Reproduce exactly the section that begins at the line containing "Write a component" and ends at the line containing "const [mode, setMode] = useState(0);", both lines included; omit all other lines.

Task input:
· · ·
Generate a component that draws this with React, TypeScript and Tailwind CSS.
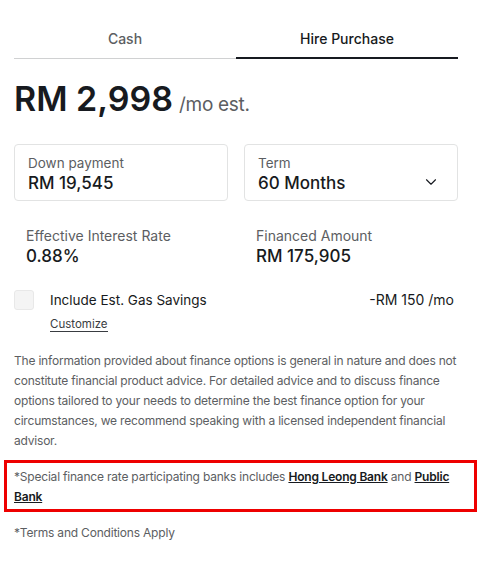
· · ·
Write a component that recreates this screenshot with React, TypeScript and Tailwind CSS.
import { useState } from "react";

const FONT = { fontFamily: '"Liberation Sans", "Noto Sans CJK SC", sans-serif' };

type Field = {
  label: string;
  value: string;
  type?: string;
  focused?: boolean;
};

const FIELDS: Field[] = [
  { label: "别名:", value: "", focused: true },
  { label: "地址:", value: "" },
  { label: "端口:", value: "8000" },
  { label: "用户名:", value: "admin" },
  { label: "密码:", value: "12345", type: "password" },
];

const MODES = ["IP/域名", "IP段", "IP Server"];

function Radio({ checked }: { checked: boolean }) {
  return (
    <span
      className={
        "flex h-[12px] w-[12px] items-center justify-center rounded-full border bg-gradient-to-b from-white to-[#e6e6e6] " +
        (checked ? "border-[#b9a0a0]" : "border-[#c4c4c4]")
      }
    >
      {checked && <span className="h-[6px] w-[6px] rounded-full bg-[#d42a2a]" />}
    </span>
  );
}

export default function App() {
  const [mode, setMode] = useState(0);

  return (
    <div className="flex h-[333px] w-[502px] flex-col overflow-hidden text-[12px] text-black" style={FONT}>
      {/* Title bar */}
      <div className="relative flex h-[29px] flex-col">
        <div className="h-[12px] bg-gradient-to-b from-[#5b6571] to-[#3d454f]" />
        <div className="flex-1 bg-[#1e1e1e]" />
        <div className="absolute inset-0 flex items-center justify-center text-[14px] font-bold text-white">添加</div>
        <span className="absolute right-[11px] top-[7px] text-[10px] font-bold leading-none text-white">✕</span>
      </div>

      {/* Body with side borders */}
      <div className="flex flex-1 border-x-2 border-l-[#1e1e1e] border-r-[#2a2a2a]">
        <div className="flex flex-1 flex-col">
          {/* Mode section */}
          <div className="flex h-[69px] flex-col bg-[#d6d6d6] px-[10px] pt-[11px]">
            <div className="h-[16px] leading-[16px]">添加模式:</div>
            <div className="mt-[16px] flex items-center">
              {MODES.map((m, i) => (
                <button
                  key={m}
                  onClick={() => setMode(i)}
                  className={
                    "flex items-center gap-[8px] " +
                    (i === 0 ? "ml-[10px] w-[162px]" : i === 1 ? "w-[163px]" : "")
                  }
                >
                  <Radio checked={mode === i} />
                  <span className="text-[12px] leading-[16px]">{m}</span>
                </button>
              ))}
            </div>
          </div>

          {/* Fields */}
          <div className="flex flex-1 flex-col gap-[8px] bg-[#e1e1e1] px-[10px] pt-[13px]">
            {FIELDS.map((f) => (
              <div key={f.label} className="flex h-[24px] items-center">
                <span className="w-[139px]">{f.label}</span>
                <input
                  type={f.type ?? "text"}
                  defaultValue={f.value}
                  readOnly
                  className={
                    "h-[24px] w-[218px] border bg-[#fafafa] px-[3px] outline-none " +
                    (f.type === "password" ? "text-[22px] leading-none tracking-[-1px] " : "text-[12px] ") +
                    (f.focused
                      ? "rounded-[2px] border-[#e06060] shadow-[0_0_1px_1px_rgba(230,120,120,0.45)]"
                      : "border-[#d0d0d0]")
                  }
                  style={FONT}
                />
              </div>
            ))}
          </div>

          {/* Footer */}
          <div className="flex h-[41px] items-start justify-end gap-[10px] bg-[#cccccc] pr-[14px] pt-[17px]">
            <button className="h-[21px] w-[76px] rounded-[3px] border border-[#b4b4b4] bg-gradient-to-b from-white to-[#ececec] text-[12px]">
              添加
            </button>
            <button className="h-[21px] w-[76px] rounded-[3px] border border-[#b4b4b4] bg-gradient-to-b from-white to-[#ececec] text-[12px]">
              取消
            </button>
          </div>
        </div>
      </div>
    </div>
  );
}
· · ·
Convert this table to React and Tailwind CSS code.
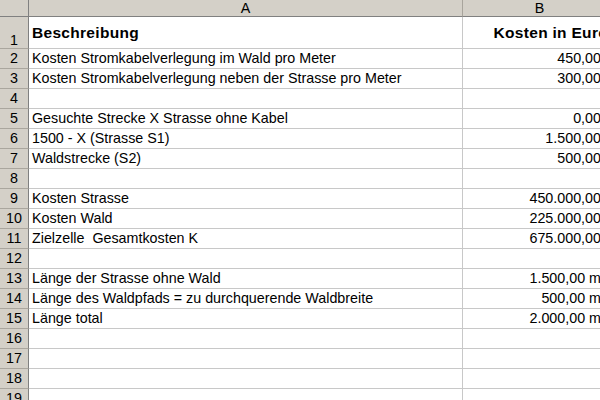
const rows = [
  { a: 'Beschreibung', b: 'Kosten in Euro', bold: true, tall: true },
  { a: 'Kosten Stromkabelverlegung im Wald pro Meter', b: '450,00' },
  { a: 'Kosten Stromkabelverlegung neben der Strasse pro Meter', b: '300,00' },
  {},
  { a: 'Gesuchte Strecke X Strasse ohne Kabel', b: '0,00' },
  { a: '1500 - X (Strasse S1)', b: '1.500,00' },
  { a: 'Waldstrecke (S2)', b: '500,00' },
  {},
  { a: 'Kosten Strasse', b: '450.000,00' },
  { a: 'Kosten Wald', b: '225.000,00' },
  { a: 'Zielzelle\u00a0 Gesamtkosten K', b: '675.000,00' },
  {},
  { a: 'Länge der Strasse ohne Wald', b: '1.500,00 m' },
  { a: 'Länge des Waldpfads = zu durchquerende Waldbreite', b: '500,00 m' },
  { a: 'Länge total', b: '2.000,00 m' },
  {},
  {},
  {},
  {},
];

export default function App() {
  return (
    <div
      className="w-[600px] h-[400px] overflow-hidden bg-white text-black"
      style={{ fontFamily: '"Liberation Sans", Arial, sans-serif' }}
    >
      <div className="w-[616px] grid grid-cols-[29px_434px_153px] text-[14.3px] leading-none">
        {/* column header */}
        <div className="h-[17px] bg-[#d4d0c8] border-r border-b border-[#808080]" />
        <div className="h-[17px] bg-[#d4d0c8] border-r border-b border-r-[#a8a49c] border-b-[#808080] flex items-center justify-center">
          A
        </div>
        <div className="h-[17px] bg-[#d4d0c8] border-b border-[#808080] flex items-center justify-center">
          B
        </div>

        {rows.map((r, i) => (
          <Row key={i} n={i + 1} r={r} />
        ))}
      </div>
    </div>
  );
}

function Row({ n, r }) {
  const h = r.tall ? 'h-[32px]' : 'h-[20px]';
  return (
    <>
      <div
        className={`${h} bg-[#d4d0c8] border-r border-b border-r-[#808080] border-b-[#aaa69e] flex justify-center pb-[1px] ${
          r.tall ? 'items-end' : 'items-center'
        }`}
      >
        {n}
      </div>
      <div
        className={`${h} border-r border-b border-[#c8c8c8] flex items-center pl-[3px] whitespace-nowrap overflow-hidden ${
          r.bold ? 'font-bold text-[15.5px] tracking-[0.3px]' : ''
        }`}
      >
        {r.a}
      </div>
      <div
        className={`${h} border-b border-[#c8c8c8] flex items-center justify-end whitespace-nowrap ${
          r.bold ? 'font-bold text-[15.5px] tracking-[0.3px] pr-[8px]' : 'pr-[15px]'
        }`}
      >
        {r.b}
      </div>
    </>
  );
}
· · ·
The answer:
Write a component that recreates this screenshot with React, TypeScript and Tailwind CSS.
import { useState } from "react";

const FONT = { fontFamily: '"Liberation Sans", "Noto Sans CJK SC", sans-serif' };

type Field = {
  label: string;
  value: string;
  type?: string;
  focused?: boolean;
};

const FIELDS: Field[] = [
  { label: "别名:", value: "", focused: true },
  { label: "地址:", value: "" },
  { label: "端口:", value: "8000" },
  { label: "用户名:", value: "admin" },
  { label: "密码:", value: "12345", type: "password" },
];

const MODES = ["IP/域名", "IP段", "IP Server"];

function Radio({ checked }: { checked: boolean }) {
  return (
    <span
      className={
        "flex h-[12px] w-[12px] items-center justify-center rounded-full border bg-gradient-to-b from-white to-[#e6e6e6] " +
        (checked ? "border-[#b9a0a0]" : "border-[#c4c4c4]")
      }
    >
      {checked && <span className="h-[6px] w-[6px] rounded-full bg-[#d42a2a]" />}
    </span>
  );
}

export default function App() {
  const [mode, setMode] = useState(0);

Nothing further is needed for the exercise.